● To do: Return the listing below exactly, with the pictures dropped.

● Data excerpt:
-- BEGIN --

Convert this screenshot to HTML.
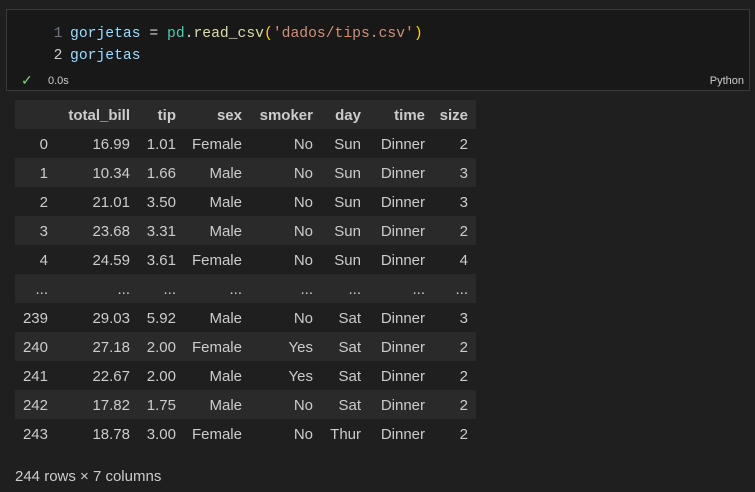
<!DOCTYPE html><html><head><style>
body{margin:0;width:755px;height:492px;background:#1f1f1f;overflow:hidden;font-family:"Liberation Sans",sans-serif;color:#cccccc}
.cell{position:absolute;left:6px;top:9px;width:742px;height:80px;background:#181818;border:1px solid #3a3a3a}
.code{position:absolute;font-family:"Liberation Mono",monospace;font-size:14.7px;left:39px}
.ln{color:#6e7681;display:inline-block;width:24px;text-align:center}
table{position:absolute;left:15px;top:100px;border-collapse:collapse;font-size:15px;table-layout:fixed;width:461px}
td,th{height:29px;padding:2px 8px 0 0;text-align:right;white-space:nowrap;box-sizing:border-box;overflow:visible}
th{font-weight:bold}
</style></head><body>
<div class="cell">
<div class="code" style="top:16px"><span class="ln">1</span><span style="color:#9cdcfe">gorjetas</span> <span style="color:#d4d4d4">=</span> <span style="color:#4ec9b0">pd</span><span style="color:#d4d4d4">.</span><span style="color:#dcdcaa">read_csv</span><span style="color:#ffd700">(</span><span style="color:#ce9178">'dados/tips.csv'</span><span style="color:#ffd700">)</span></div>
<div class="code" style="top:38px"><span class="ln" style="color:#ccc">2</span><span style="color:#9cdcfe">gorjetas</span></div>
<div style="position:absolute;left:14px;top:62px;color:#89d185;font-size:14px">✓</div>
<div style="position:absolute;left:41px;top:65px;font-size:11px;color:#ccc">0.0s</div>
<div style="position:absolute;right:5px;top:65px;font-size:11px;color:#ccc">Python</div>
</div>
<table>
<colgroup><col style="width:41px"><col style="width:82px"><col style="width:46px"><col style="width:66px"><col style="width:71px"><col style="width:48px"><col style="width:64px"><col style="width:43px"></colgroup>
<tr style="background:#2a2a2a"><th></th><th>total_bill</th><th>tip</th><th>sex</th><th>smoker</th><th>day</th><th>time</th><th>size</th></tr>
<tr><td>0</td><td>16.99</td><td>1.01</td><td>Female</td><td>No</td><td>Sun</td><td>Dinner</td><td>2</td></tr>
<tr style="background:#2a2a2a"><td>1</td><td>10.34</td><td>1.66</td><td>Male</td><td>No</td><td>Sun</td><td>Dinner</td><td>3</td></tr>
<tr><td>2</td><td>21.01</td><td>3.50</td><td>Male</td><td>No</td><td>Sun</td><td>Dinner</td><td>3</td></tr>
<tr style="background:#2a2a2a"><td>3</td><td>23.68</td><td>3.31</td><td>Male</td><td>No</td><td>Sun</td><td>Dinner</td><td>2</td></tr>
<tr><td>4</td><td>24.59</td><td>3.61</td><td>Female</td><td>No</td><td>Sun</td><td>Dinner</td><td>4</td></tr>
<tr style="background:#2a2a2a"><td>...</td><td>...</td><td>...</td><td>...</td><td>...</td><td>...</td><td>...</td><td>...</td></tr>
<tr><td>239</td><td>29.03</td><td>5.92</td><td>Male</td><td>No</td><td>Sat</td><td>Dinner</td><td>3</td></tr>
<tr style="background:#2a2a2a"><td>240</td><td>27.18</td><td>2.00</td><td>Female</td><td>Yes</td><td>Sat</td><td>Dinner</td><td>2</td></tr>
<tr><td>241</td><td>22.67</td><td>2.00</td><td>Male</td><td>Yes</td><td>Sat</td><td>Dinner</td><td>2</td></tr>
<tr style="background:#2a2a2a"><td>242</td><td>17.82</td><td>1.75</td><td>Male</td><td>No</td><td>Sat</td><td>Dinner</td><td>2</td></tr>
<tr><td>243</td><td>18.78</td><td>3.00</td><td>Female</td><td>No</td><td>Thur</td><td>Dinner</td><td>2</td></tr>
</table>
<div style="position:absolute;left:15px;top:468px;font-size:15px">244 rows × 7 columns</div>
</body></html>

-- END --

● The answer:
Convert this screenshot to HTML.
<!DOCTYPE html><html><head><style>
body{margin:0;width:755px;height:492px;background:#1f1f1f;overflow:hidden;font-family:"Liberation Sans",sans-serif;color:#cccccc}
.cell{position:absolute;left:6px;top:9px;width:742px;height:80px;background:#181818;border:1px solid #3a3a3a}
.code{position:absolute;font-family:"Liberation Mono",monospace;font-size:14.7px;left:39px}
.ln{color:#6e7681;display:inline-block;width:24px;text-align:center}
table{position:absolute;left:15px;top:100px;border-collapse:collapse;font-size:15px;table-layout:fixed;width:461px}
td,th{height:29px;padding:2px 8px 0 0;text-align:right;white-space:nowrap;box-sizing:border-box;overflow:visible}
th{font-weight:bold}
</style></head><body>
<div class="cell">
<div class="code" style="top:16px"><span class="ln">1</span><span style="color:#9cdcfe">gorjetas</span> <span style="color:#d4d4d4">=</span> <span style="color:#4ec9b0">pd</span><span style="color:#d4d4d4">.</span><span style="color:#dcdcaa">read_csv</span><span style="color:#ffd700">(</span><span style="color:#ce9178">'dados/tips.csv'</span><span style="color:#ffd700">)</span></div>
<div class="code" style="top:38px"><span class="ln" style="color:#ccc">2</span><span style="color:#9cdcfe">gorjetas</span></div>
<div style="position:absolute;left:14px;top:62px;color:#89d185;font-size:14px">✓</div>
<div style="position:absolute;left:41px;top:65px;font-size:11px;color:#ccc">0.0s</div>
<div style="position:absolute;right:5px;top:65px;font-size:11px;color:#ccc">Python</div>
</div>
<table>
<colgroup><col style="width:41px"><col style="width:82px"><col style="width:46px"><col style="width:66px"><col style="width:71px"><col style="width:48px"><col style="width:64px"><col style="width:43px"></colgroup>
<tr style="background:#2a2a2a"><th></th><th>total_bill</th><th>tip</th><th>sex</th><th>smoker</th><th>day</th><th>time</th><th>size</th></tr>
<tr><td>0</td><td>16.99</td><td>1.01</td><td>Female</td><td>No</td><td>Sun</td><td>Dinner</td><td>2</td></tr>
<tr style="background:#2a2a2a"><td>1</td><td>10.34</td><td>1.66</td><td>Male</td><td>No</td><td>Sun</td><td>Dinner</td><td>3</td></tr>
<tr><td>2</td><td>21.01</td><td>3.50</td><td>Male</td><td>No</td><td>Sun</td><td>Dinner</td><td>3</td></tr>
<tr style="background:#2a2a2a"><td>3</td><td>23.68</td><td>3.31</td><td>Male</td><td>No</td><td>Sun</td><td>Dinner</td><td>2</td></tr>
<tr><td>4</td><td>24.59</td><td>3.61</td><td>Female</td><td>No</td><td>Sun</td><td>Dinner</td><td>4</td></tr>
<tr style="background:#2a2a2a"><td>...</td><td>...</td><td>...</td><td>...</td><td>...</td><td>...</td><td>...</td><td>...</td></tr>
<tr><td>239</td><td>29.03</td><td>5.92</td><td>Male</td><td>No</td><td>Sat</td><td>Dinner</td><td>3</td></tr>
<tr style="background:#2a2a2a"><td>240</td><td>27.18</td><td>2.00</td><td>Female</td><td>Yes</td><td>Sat</td><td>Dinner</td><td>2</td></tr>
<tr><td>241</td><td>22.67</td><td>2.00</td><td>Male</td><td>Yes</td><td>Sat</td><td>Dinner</td><td>2</td></tr>
<tr style="background:#2a2a2a"><td>242</td><td>17.82</td><td>1.75</td><td>Male</td><td>No</td><td>Sat</td><td>Dinner</td><td>2</td></tr>
<tr><td>243</td><td>18.78</td><td>3.00</td><td>Female</td><td>No</td><td>Thur</td><td>Dinner</td><td>2</td></tr>
</table>
<div style="position:absolute;left:15px;top:468px;font-size:15px">244 rows × 7 columns</div>
</body></html>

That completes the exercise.